> **PROBLEM STATEMENT**
Track down each line that has the word "styles" and copy it.

===============

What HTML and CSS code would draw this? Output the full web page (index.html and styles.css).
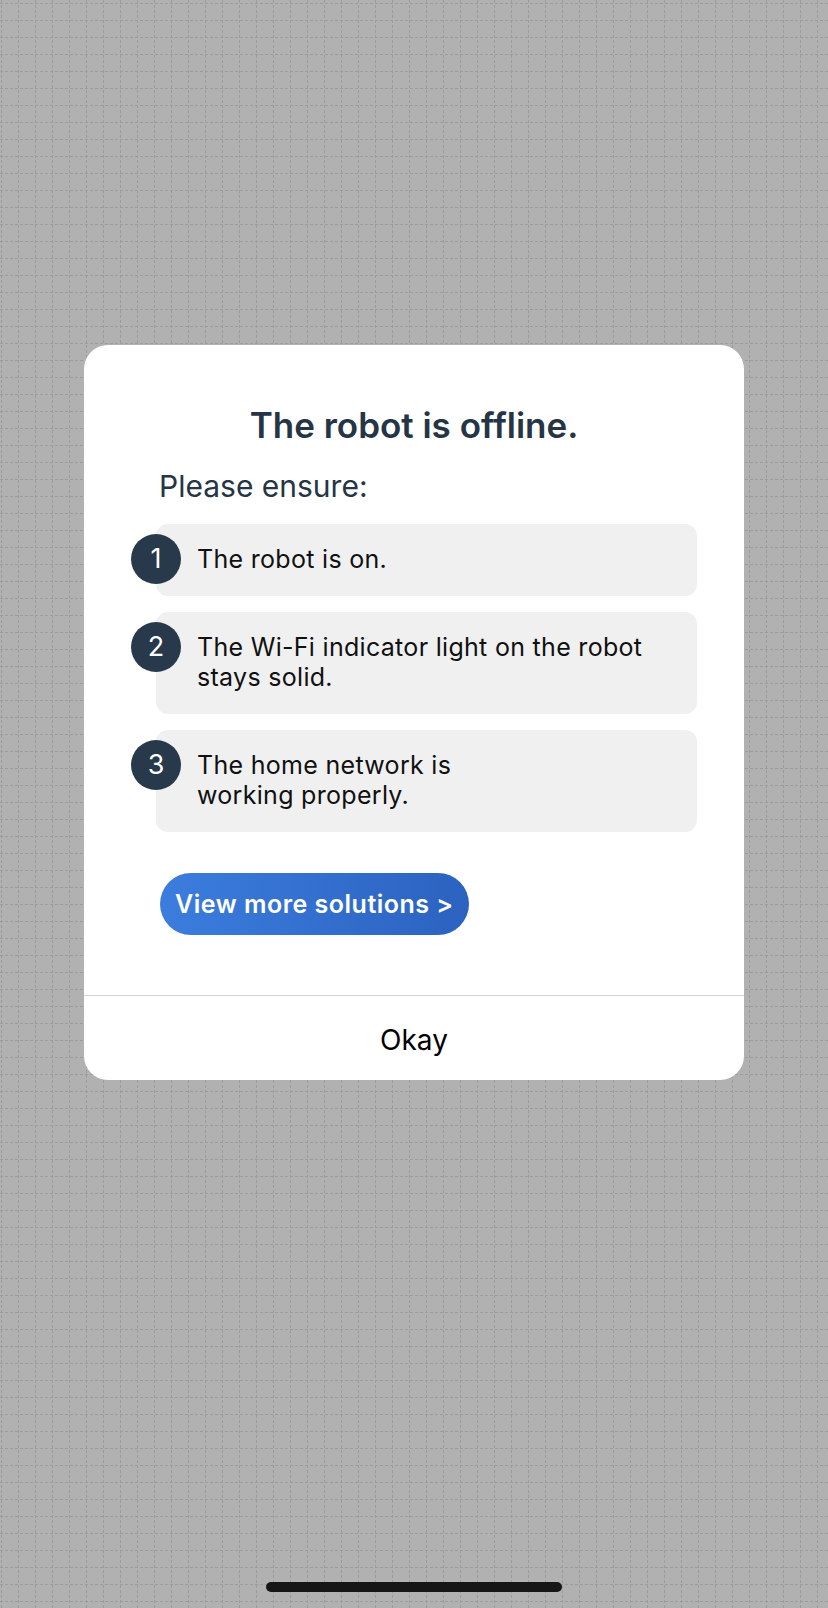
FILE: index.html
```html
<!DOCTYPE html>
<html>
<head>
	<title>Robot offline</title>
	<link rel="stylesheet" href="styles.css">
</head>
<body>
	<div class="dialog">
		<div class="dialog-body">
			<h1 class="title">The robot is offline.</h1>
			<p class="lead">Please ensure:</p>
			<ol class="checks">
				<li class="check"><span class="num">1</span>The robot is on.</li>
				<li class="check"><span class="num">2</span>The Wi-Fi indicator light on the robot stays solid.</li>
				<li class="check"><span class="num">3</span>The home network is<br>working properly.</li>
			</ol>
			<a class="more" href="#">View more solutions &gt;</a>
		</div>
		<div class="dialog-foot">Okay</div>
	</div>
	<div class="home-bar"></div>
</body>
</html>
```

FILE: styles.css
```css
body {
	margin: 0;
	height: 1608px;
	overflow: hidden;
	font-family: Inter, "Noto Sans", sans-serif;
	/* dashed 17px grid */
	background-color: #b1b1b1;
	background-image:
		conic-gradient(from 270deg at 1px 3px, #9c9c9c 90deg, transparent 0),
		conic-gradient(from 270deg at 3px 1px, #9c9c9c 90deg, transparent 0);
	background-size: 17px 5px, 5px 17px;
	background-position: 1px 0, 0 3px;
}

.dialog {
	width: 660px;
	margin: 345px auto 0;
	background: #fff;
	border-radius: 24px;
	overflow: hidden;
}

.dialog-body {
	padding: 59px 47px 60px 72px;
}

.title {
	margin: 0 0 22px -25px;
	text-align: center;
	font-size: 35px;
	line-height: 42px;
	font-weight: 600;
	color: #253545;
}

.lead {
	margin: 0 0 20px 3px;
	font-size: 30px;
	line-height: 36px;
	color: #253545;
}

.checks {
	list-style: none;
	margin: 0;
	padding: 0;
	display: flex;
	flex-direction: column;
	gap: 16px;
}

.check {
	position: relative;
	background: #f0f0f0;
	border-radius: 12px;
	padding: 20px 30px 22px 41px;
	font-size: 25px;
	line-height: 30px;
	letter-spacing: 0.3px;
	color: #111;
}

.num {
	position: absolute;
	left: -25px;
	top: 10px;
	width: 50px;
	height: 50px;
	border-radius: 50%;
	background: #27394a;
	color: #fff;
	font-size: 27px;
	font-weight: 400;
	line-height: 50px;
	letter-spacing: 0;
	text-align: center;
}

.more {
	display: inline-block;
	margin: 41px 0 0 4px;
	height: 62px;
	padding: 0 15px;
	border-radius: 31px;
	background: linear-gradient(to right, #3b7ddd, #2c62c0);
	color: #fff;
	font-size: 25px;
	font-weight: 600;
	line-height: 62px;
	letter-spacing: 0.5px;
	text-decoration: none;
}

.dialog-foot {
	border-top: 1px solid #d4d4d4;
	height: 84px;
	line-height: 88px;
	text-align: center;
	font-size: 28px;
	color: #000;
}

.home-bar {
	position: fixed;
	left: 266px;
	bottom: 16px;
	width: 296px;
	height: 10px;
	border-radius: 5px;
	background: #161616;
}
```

===============

> **SOLUTION FOR THIS PROBLEM**
What HTML and CSS code would draw this? Output the full web page (index.html and styles.css).
	<link rel="stylesheet" href="styles.css">
FILE: styles.css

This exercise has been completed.